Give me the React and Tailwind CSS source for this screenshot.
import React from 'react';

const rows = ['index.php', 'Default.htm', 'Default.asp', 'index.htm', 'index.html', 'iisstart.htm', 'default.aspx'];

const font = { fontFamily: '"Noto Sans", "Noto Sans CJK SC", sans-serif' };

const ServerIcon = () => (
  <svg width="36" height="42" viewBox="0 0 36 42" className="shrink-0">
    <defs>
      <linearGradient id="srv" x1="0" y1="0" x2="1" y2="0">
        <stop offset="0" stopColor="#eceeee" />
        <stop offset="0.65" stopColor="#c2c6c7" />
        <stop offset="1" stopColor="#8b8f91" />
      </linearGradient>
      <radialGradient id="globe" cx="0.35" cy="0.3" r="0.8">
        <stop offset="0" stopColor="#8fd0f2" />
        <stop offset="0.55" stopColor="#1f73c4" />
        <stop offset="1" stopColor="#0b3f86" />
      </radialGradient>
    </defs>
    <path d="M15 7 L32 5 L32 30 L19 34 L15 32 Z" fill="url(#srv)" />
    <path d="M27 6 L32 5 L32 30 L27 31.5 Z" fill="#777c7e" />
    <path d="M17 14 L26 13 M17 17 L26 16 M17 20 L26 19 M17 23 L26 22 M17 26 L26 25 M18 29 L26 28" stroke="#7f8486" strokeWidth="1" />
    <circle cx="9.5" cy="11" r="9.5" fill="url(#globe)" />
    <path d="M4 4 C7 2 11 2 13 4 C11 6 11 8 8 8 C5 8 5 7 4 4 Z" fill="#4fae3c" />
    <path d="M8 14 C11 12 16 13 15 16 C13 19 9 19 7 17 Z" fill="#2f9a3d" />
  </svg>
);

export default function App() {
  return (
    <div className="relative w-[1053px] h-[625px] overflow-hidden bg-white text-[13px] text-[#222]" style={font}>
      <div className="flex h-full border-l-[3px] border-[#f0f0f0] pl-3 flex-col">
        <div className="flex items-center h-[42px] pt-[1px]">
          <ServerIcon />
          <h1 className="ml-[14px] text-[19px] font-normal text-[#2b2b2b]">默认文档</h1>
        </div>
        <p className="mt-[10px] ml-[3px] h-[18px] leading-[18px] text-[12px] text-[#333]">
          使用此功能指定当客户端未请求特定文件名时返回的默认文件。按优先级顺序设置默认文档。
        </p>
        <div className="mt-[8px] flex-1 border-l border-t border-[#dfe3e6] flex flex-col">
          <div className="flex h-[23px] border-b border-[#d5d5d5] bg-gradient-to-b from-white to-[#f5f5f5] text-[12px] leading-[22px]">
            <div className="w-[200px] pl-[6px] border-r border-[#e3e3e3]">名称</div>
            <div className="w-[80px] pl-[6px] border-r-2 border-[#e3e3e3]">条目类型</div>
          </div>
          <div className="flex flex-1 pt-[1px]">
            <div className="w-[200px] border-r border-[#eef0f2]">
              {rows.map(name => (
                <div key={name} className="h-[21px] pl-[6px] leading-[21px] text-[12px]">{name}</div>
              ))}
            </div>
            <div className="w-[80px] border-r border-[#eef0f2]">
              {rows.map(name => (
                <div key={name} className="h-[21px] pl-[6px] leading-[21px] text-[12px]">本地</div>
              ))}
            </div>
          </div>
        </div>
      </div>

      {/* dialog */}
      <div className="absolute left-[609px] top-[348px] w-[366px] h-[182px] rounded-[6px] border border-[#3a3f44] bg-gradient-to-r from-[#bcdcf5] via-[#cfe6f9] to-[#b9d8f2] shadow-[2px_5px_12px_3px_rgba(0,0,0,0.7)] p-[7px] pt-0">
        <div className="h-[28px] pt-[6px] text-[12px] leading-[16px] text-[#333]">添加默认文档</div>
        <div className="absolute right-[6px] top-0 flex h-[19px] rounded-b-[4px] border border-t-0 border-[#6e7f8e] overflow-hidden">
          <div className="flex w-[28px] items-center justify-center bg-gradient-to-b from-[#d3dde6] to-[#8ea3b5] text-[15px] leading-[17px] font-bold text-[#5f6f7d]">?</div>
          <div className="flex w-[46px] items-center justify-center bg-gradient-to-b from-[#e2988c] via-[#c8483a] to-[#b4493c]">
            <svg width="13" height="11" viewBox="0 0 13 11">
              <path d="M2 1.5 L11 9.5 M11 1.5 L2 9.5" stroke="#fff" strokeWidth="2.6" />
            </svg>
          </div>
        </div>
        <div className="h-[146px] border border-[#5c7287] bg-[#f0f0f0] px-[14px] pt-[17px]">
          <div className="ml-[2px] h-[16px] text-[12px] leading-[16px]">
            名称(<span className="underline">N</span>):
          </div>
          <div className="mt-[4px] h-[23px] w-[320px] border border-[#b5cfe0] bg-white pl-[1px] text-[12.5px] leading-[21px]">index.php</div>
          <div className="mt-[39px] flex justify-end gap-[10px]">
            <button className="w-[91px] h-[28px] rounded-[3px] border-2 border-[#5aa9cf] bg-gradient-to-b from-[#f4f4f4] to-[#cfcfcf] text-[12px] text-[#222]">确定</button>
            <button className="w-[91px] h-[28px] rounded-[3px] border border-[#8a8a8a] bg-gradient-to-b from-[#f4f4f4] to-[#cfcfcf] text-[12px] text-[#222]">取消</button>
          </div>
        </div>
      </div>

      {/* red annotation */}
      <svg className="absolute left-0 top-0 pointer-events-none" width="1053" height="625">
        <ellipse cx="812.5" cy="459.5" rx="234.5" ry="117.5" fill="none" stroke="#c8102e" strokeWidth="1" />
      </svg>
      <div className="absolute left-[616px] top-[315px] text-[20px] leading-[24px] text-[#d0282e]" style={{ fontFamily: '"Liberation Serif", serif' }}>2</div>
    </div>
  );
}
***
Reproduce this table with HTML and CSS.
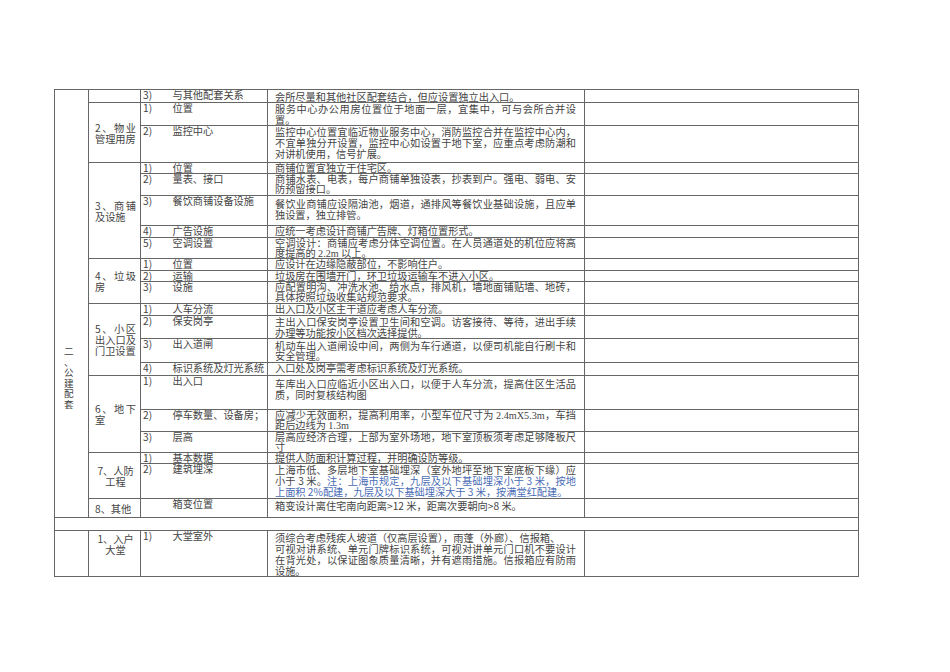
***
PROBLEM TO SOLVE: Only the number is wanted: how many lines of these entries contain the string "this"?

EXPECTED ANSWER: 2